The second point I wanted to make is that there is a viable alternative for making sense of correlations, i.e., as a non-causal phenomenon, manifestation of a fundamental structure of the world.

In a nowadays-widely-cited passage, Michel Janssen provides a clear statement of the modern conception of the ‘orthodox’ view of kinematical phenomena, that includes length contraction, as well as inertia:

“It is a mistake to keep looking for further explanation of a phenomenon, once that phenomenon has convincingly been shown to be kinematical. What it means for a phenomenon to be kinematical, in the sense in which I want to use this term, is that it is nothing but a specific instance of some generic feature of the world, in the case of the phenomena examined in this paper instances of default spatio-temporal behavior. Unless one challenges the classification of the phenomenon as kinematical in this sense—and it is the universality of the relevant feature that will militate strongly against such reclassification—there is nothing more to learn from that particular phenomenon, neither about the specific system in which it occurs nor about the generic feature it instantiates.” [46].

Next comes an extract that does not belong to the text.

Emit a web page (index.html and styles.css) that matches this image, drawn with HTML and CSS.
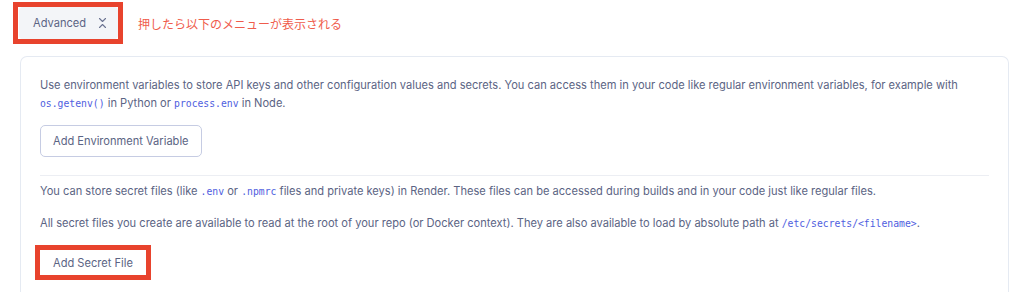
FILE: index.html
```html
<!DOCTYPE html>
<html lang="en">
<head>
    <meta charset="UTF-8">
    <meta name="viewport" content="width=device-width, initial-scale=1.0">
    <title>Advanced settings</title>
    <link rel="stylesheet" href="styles.css">
</head>
<body>
    <div class="toolbar">
        <span class="marked mark-advanced">
            <button class="btn-advanced" type="button">
                Advanced
                <svg class="chev" width="9" height="12" viewBox="0 0 9 12" fill="none" stroke="currentColor" stroke-width="1.1" stroke-linecap="round" stroke-linejoin="round">
                    <path d="M1.5 1.5l3 3 3-3"/>
                    <path d="M1.5 10.5l3-3 3 3"/>
                </svg>
            </button>
        </span>
        <span class="note">押したら以下のメニューが表示される</span>
    </div>

    <div class="card">
        <p>Use environment variables to store API keys and other configuration values and secrets. You can access them in your code like regular environment variables, for example with <code>os.getenv()</code> in Python or <code>process.env</code> in Node.</p>
        <button class="btn" type="button">Add Environment Variable</button>

        <hr class="divider">

        <p>You can store secret files (like <code>.env</code> or <code>.npmrc</code> files and private keys) in Render. These files can be accessed during builds and in your code just like regular files.</p>
        <p class="spaced">All secret files you create are available to read at the root of your repo (or Docker context). They are also available to load by absolute path at <code>/etc/secrets/&lt;filename&gt;</code>.</p>
        <span class="marked mark-secret">
            <button class="btn btn-secret" type="button">Add Secret File</button>
        </span>
    </div>
</body>
</html>
```

FILE: styles.css
```css
body {
    margin: 0;
    padding: 2px 0 0 13px;
    font-family: Inter, "Noto Sans", sans-serif;
    color: #5b6484;
    background: #fff;
}

.toolbar {
    display: flex;
    align-items: center;
    gap: 15px;
}

button {
    font-family: inherit;
    font-size: 11.1px;
    color: #5b6484;
    cursor: pointer;
}

/* red boxes drawn on the screenshot */
.marked {
    display: inline-flex;
    border: 5px solid #e8432d;
}

.mark-advanced {
    padding-left: 1px;
}

.btn-advanced {
    display: flex;
    align-items: center;
    gap: 12px;
    height: 32px;
    width: 99px;
    padding: 0 0 0 14px;
    border: none;
    border-radius: 4px;
    background: #f3f5f8;
}

.chev {
    color: #6b7391;
}

.note {
    font-family: "Noto Sans CJK JP", sans-serif;
    font-size: 12px;
    color: #ef5c4c;
}

.card {
    margin: 12px 15px 0 7px;
    padding: 19px 19px 12px;
    border: 1px solid #e5eaf2;
    border-bottom: none;
    border-radius: 7px 7px 0 0;
}

p {
    margin: 0;
    font-size: 11.1px;
    line-height: 18px;
}

p.spaced {
    margin-top: 13px;
}

code {
    font-family: "DejaVu Sans Mono", monospace;
    font-size: 9.75px;
    color: #4f5ee0;
}

.btn {
    display: block;
    height: 32px;
    margin-top: 12px;
    padding: 0 12px;
    border: 1px solid #c6cce3;
    border-radius: 5px;
    background: #fff;
}

.mark-secret {
    margin: 12px 0 0 -5px;
}

.btn-secret {
    height: 25px;
    margin: 0;
    padding: 0 13px;
    border: none;
    border-radius: 0;
}

.divider {
    margin: 18px 0 6px;
    border: none;
    border-top: 1px solid #eceef3;
}
```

In the same way, a full-fledged (information-theoretic, perhaps) structural explanation would show that the causal history of the entangled pair is superfluous in the explanation of EPR correlations.

After this paper was largely completed, I came across Reference [47], where Silberstein, Stuckey, and McDevitt provide a principal (structural?) account of EPR correlations “by applying a generalization of the relativity principle (“no preferred reference frame,” NPRF) to the measurement of Planck’s constant h to underwrite the qubit Hilbert space structure with its SU(2)/SO(3) transformation properties” (p. 21). Additionally, according to the authors, “the principle being posited herein does not require a solution to the measurement problem nor again does it necessarily beg for a constructive counterpart” (p. 11). I must reserve engagement with this important paper for future work.